### Recorded data
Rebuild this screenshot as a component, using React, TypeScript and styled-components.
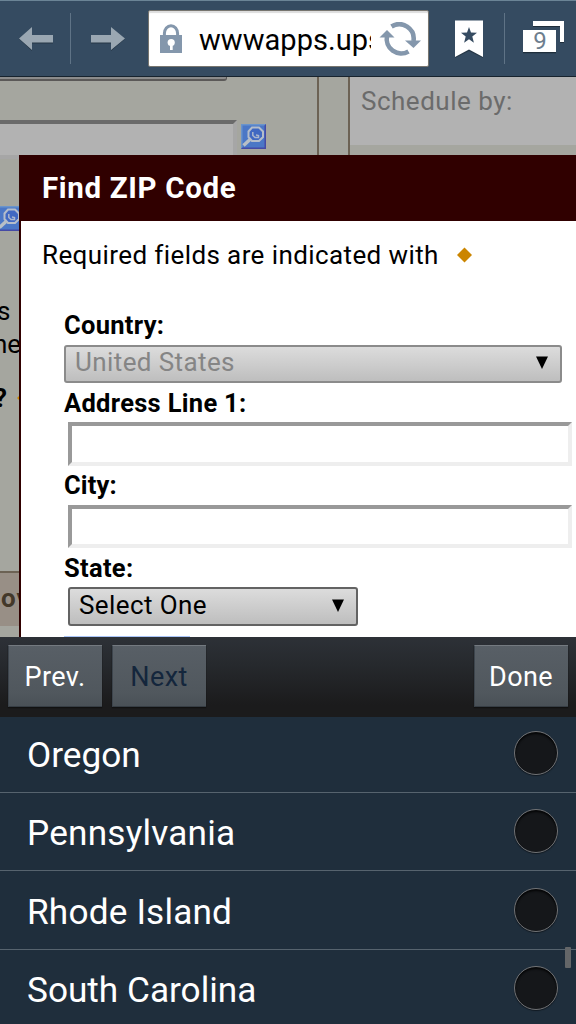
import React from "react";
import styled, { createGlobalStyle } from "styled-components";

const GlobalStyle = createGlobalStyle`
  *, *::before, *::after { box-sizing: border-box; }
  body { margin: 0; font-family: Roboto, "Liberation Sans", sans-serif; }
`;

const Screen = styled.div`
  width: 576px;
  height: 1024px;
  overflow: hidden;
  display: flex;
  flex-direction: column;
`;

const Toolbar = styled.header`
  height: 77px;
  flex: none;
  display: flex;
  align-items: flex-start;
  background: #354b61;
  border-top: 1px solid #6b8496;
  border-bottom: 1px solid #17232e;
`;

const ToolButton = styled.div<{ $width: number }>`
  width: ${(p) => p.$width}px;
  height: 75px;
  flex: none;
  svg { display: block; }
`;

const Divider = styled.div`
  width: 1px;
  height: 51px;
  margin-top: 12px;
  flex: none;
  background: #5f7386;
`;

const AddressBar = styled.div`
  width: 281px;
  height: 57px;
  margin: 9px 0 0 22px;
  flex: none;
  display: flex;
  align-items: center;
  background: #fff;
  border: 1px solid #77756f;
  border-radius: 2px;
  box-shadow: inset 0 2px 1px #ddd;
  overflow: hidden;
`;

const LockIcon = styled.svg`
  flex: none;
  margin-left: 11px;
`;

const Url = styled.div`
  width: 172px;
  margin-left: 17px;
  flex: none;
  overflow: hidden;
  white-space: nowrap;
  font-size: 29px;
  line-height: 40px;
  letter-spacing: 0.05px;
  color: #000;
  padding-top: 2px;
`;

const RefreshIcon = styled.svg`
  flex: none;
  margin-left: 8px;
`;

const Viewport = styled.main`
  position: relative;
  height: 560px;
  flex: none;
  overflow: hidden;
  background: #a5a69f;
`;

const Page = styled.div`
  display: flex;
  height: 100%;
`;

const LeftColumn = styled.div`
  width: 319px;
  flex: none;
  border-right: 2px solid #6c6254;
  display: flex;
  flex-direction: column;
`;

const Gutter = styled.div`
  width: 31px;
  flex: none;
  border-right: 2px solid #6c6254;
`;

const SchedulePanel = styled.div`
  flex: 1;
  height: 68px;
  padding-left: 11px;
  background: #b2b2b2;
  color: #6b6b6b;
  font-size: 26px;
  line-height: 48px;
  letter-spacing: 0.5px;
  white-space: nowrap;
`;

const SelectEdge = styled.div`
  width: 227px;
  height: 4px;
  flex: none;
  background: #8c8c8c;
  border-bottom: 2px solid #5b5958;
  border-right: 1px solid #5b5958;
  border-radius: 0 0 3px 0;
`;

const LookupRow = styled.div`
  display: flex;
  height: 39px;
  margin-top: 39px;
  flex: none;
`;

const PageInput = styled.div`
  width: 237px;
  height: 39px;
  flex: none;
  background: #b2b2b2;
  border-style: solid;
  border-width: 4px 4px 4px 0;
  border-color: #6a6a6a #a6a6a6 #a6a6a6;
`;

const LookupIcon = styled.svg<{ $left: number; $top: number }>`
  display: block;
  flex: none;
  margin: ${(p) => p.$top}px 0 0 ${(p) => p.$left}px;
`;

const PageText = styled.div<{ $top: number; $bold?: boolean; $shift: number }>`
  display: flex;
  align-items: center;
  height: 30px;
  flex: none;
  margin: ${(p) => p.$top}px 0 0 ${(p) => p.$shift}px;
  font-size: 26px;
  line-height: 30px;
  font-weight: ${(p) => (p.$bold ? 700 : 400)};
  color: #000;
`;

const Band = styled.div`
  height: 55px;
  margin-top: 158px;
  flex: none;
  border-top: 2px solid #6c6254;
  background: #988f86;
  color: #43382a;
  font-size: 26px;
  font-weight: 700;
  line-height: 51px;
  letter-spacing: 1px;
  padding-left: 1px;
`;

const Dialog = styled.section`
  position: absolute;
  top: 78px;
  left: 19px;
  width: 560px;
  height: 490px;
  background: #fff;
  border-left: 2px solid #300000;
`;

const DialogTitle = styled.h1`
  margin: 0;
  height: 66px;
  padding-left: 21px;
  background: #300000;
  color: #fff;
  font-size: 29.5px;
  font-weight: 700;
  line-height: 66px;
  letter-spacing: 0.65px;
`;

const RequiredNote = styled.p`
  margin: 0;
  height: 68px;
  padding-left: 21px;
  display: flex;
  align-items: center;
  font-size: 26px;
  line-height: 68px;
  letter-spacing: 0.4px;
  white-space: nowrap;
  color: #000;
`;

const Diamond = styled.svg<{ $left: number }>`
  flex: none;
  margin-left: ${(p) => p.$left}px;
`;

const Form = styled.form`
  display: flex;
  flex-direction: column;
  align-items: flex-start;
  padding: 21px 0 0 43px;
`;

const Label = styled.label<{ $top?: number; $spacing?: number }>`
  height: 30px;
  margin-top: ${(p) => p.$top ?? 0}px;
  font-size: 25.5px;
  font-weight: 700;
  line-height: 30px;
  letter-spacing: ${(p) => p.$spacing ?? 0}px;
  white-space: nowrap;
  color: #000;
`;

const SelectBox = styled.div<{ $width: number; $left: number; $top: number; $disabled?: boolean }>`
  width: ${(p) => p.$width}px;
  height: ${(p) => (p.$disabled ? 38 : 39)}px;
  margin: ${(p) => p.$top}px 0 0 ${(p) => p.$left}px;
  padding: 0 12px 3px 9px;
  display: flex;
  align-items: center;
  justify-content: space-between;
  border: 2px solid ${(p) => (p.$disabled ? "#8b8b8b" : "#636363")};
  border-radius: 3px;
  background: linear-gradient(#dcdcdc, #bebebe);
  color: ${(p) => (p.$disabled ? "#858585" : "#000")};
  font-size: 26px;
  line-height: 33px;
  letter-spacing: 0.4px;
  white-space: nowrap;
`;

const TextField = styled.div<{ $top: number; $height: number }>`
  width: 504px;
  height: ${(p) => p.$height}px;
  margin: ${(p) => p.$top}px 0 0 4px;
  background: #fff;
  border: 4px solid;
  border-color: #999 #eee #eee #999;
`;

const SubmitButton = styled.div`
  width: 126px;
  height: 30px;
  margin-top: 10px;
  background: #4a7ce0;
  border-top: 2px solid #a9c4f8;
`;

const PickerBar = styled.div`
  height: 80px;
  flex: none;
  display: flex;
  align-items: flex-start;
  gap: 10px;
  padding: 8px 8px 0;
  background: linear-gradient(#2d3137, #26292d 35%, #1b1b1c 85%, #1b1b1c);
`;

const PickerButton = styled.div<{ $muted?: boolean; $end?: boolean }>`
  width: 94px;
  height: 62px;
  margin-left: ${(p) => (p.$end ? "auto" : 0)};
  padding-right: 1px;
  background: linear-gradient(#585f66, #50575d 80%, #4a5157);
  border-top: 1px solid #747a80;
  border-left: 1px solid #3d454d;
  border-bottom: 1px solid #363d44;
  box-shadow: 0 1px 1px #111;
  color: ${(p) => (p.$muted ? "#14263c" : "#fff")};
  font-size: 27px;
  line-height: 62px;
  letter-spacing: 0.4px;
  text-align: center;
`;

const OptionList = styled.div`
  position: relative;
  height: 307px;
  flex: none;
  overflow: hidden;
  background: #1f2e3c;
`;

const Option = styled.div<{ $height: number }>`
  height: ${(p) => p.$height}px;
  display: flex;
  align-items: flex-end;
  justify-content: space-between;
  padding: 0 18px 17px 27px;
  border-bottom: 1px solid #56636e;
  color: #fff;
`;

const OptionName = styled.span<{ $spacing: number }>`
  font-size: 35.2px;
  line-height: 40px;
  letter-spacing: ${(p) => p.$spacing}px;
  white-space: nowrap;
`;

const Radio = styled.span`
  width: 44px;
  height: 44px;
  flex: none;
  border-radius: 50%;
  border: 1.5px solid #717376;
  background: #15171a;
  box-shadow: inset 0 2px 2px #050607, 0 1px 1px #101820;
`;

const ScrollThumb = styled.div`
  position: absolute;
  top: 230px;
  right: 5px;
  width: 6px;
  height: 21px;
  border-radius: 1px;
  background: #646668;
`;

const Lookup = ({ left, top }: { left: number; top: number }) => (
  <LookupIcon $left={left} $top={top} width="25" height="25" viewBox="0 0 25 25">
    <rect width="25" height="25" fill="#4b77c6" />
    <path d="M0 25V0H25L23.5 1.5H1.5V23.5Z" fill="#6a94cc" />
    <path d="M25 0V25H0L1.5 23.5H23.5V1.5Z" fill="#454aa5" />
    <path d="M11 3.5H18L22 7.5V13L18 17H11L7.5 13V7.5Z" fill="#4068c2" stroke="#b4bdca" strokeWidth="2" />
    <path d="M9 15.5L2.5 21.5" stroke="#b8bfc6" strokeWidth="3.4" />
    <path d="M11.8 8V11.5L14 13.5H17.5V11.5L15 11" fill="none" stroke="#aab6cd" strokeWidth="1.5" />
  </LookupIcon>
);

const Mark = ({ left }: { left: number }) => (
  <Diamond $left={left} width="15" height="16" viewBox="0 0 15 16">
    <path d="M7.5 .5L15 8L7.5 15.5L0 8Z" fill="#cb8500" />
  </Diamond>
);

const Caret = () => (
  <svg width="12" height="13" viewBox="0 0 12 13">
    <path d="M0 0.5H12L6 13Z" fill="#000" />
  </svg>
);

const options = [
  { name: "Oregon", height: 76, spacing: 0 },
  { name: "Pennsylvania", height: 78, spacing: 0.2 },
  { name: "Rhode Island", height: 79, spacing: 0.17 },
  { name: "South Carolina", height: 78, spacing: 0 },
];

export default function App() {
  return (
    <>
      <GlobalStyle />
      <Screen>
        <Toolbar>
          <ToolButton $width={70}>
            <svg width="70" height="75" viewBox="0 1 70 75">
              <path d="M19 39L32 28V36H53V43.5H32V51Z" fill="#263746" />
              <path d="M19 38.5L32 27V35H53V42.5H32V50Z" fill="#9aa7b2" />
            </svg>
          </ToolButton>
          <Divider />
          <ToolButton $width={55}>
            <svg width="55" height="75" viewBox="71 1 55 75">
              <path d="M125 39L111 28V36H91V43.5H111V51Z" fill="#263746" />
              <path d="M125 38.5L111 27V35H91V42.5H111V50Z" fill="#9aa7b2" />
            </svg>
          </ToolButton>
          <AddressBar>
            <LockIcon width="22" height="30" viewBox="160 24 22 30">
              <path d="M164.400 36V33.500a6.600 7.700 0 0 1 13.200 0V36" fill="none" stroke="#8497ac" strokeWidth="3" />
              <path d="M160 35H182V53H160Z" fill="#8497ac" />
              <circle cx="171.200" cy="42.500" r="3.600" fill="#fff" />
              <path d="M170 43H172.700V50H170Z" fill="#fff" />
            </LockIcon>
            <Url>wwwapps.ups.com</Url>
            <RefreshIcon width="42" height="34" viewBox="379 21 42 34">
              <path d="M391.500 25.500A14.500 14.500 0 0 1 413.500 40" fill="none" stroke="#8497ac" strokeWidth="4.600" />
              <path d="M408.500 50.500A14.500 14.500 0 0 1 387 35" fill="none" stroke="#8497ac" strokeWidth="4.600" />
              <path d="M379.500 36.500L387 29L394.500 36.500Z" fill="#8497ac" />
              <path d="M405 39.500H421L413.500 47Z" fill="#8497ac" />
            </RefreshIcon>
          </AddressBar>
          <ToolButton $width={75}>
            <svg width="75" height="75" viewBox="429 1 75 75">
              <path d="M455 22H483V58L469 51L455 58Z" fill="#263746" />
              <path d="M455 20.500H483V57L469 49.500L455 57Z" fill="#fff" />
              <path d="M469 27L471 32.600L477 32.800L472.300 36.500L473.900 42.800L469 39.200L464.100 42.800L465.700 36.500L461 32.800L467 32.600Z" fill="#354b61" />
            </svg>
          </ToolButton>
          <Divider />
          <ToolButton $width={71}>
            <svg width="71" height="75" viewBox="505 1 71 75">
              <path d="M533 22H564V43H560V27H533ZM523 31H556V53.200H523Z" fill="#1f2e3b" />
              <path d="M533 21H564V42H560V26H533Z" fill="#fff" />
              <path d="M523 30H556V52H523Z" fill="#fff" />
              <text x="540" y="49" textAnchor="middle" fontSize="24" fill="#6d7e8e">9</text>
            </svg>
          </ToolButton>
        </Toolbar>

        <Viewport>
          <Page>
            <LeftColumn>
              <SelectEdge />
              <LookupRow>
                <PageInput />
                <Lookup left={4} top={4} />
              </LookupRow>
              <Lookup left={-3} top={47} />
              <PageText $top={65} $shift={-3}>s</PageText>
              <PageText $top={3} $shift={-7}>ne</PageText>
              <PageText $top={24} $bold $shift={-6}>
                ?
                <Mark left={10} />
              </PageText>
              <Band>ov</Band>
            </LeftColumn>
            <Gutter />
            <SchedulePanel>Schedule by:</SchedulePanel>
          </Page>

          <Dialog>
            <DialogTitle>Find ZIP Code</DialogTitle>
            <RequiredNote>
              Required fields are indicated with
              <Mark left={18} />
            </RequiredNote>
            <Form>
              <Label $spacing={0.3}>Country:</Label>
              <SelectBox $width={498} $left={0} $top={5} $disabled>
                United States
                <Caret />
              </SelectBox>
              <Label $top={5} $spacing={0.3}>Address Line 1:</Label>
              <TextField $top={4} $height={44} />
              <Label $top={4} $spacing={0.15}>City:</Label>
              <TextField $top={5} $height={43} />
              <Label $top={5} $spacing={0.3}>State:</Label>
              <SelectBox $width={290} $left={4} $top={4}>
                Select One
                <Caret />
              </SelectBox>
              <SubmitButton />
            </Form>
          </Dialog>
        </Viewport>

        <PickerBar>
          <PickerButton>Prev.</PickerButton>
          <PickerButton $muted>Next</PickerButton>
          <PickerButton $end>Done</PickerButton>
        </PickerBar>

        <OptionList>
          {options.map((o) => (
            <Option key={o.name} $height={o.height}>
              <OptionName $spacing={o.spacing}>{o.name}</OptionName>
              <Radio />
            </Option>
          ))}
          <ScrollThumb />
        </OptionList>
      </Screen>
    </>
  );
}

### Task statement
Report all lines of the data that include the word "components".

### Expected answer
Rebuild this screenshot as a component, using React, TypeScript and styled-components.
import styled, { createGlobalStyle } from "styled-components";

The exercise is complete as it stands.